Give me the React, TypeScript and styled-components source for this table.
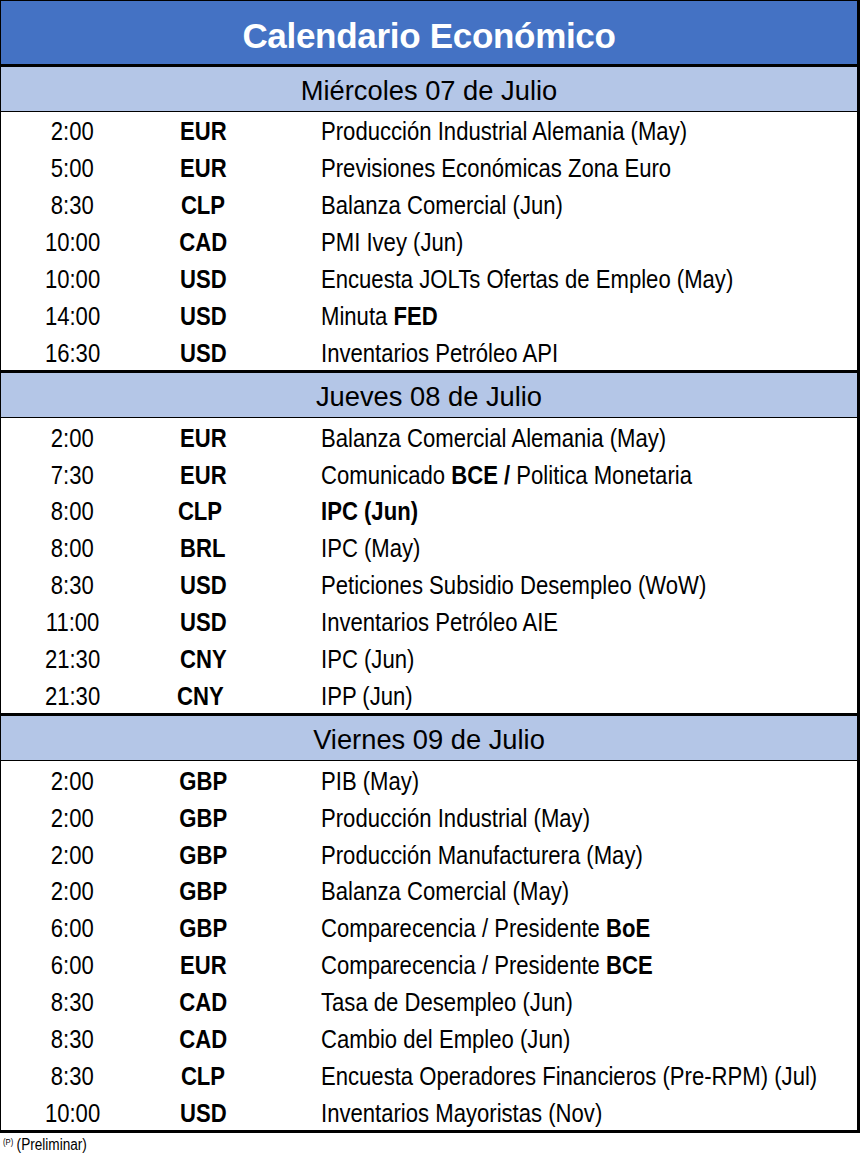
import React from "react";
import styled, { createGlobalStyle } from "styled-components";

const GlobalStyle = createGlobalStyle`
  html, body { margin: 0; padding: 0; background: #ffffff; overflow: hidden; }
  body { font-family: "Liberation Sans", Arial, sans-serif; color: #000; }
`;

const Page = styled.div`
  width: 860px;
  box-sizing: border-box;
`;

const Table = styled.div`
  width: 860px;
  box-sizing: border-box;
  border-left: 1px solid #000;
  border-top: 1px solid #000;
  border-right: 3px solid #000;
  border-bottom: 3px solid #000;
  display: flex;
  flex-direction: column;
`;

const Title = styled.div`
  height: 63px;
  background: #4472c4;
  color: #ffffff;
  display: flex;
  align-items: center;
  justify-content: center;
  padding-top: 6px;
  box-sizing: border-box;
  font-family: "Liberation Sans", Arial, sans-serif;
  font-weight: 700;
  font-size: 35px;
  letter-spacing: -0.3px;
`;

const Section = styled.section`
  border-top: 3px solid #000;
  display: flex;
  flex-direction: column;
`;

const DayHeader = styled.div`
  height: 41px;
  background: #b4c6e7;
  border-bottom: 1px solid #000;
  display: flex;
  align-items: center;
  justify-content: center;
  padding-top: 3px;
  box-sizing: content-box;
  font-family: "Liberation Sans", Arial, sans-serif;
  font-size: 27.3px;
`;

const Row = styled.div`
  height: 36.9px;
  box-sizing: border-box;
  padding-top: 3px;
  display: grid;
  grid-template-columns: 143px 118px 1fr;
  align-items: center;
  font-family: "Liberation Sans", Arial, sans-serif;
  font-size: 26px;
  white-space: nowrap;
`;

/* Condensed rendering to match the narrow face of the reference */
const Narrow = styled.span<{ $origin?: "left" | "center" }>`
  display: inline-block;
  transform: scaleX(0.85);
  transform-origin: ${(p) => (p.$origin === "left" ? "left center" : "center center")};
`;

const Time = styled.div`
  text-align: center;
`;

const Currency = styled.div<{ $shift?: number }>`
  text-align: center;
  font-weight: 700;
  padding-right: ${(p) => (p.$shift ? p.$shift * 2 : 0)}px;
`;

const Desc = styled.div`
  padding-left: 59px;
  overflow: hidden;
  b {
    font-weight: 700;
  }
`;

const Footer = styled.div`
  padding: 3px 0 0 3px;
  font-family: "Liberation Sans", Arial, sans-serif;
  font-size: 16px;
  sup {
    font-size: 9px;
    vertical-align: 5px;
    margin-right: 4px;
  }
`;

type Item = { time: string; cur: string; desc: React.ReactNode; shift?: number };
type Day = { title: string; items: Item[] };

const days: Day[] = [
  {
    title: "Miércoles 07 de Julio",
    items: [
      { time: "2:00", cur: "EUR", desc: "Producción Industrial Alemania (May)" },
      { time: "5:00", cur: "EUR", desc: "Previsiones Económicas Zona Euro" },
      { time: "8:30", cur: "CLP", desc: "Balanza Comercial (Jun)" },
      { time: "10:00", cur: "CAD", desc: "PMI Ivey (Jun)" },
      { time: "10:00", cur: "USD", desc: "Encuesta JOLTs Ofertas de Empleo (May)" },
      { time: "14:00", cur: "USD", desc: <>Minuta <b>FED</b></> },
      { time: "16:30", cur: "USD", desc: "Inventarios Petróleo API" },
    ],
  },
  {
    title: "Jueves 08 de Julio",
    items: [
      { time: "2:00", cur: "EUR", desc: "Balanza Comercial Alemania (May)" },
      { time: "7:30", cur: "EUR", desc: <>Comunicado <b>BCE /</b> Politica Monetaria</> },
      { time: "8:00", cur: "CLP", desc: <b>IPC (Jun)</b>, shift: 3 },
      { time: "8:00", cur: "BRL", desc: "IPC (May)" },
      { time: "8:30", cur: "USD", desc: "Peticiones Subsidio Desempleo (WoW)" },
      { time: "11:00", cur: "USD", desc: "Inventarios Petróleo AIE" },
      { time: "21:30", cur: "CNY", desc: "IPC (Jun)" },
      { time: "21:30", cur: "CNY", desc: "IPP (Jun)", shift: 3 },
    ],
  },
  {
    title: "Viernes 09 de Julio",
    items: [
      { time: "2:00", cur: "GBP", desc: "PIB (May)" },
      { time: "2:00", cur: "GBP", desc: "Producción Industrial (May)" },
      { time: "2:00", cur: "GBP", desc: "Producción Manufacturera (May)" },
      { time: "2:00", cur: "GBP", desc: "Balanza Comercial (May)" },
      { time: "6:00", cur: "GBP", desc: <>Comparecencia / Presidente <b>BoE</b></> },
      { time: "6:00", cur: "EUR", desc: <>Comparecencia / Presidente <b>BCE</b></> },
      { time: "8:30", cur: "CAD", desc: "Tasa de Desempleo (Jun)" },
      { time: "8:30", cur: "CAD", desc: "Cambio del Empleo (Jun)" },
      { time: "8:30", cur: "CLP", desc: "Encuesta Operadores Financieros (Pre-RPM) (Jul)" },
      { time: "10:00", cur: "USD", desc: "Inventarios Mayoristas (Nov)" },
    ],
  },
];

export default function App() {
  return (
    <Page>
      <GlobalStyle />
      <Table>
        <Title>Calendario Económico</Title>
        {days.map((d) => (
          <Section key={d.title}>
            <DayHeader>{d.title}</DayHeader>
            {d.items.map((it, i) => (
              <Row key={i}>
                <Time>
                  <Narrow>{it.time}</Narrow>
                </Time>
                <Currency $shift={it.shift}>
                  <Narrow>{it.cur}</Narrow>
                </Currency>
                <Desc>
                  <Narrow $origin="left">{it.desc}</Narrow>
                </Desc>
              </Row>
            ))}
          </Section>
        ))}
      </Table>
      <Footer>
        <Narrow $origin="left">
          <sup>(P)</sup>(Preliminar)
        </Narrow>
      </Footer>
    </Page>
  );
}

---

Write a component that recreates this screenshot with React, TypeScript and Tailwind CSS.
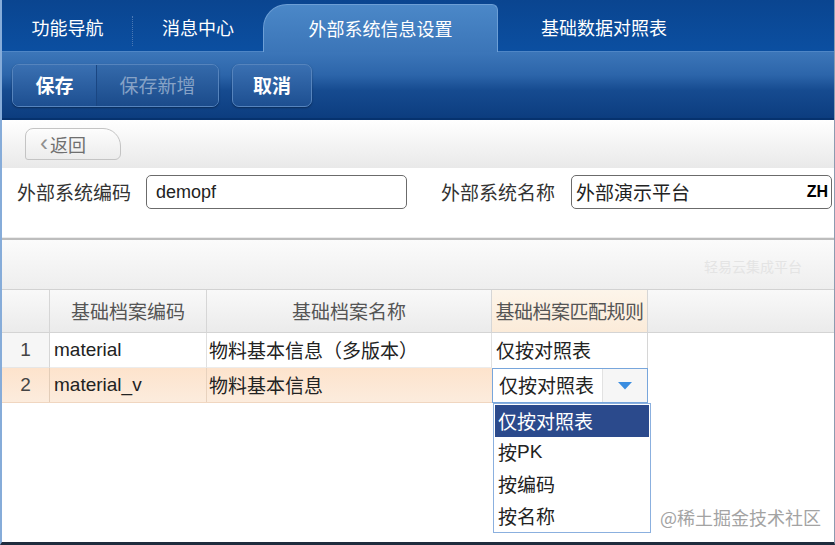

==

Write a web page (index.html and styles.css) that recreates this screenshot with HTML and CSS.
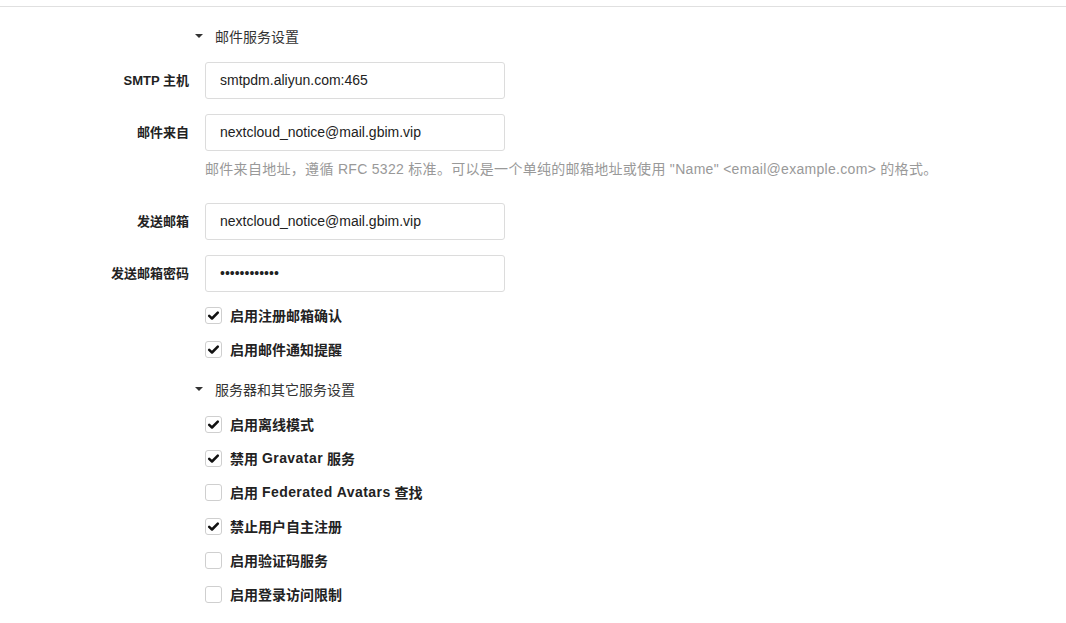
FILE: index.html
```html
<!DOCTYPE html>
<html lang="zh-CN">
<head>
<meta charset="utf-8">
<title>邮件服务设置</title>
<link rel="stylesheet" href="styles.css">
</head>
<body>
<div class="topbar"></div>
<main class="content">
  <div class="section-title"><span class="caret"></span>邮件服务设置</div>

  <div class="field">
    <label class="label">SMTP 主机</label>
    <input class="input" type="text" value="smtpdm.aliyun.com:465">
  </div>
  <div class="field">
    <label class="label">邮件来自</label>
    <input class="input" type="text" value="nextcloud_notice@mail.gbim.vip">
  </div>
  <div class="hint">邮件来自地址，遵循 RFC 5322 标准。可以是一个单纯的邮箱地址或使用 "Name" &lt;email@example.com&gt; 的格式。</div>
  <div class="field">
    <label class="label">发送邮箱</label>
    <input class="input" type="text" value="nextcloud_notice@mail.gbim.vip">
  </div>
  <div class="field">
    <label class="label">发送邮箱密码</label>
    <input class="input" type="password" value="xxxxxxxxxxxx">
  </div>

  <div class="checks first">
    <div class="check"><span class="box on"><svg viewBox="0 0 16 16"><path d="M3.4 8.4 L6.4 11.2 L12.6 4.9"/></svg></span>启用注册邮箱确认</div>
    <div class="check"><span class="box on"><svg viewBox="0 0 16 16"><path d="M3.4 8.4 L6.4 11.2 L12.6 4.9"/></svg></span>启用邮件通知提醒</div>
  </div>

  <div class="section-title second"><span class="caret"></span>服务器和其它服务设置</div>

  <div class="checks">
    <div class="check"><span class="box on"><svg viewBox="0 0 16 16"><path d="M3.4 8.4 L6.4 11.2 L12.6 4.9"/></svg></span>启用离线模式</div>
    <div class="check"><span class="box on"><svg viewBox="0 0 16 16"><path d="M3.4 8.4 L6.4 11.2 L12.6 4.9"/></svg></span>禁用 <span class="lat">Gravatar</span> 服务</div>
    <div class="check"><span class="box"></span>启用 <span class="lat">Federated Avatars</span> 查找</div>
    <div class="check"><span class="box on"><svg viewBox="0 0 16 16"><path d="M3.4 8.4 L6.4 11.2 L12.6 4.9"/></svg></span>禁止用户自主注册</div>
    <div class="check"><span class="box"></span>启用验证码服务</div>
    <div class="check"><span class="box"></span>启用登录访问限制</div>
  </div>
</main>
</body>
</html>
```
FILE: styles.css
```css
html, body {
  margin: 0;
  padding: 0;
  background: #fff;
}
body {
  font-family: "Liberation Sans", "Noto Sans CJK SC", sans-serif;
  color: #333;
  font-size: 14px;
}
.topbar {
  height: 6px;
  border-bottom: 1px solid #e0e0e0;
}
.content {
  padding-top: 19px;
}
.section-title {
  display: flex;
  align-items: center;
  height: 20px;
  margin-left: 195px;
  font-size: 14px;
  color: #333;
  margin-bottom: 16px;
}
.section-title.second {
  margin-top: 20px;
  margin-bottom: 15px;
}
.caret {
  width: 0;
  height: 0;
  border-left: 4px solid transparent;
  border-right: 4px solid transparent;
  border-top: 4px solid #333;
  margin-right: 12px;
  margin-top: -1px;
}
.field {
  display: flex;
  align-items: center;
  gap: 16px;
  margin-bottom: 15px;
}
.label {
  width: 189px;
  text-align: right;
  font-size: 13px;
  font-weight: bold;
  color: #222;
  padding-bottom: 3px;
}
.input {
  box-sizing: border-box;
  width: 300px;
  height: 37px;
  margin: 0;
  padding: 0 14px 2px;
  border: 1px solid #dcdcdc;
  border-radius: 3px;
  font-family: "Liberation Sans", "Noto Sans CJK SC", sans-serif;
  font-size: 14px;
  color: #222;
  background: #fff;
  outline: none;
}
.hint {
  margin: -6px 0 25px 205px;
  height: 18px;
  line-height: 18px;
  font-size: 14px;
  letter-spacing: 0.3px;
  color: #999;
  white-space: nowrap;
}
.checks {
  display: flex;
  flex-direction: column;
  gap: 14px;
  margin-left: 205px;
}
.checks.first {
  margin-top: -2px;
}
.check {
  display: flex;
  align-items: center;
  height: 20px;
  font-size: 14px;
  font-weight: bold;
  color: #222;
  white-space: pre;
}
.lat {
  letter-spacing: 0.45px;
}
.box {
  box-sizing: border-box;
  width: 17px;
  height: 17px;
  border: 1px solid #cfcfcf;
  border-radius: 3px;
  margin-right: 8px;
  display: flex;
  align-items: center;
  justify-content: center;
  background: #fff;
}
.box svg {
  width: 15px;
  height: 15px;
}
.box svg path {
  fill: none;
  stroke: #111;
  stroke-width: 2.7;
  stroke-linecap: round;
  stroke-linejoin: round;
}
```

▶ **WRITTEN REQUEST**
Identify and copy lines that hold the string "index".

▶ **RESULT OF THIS EXERCISE**
Write a web page (index.html and styles.css) that recreates this screenshot with HTML and CSS.
FILE: index.html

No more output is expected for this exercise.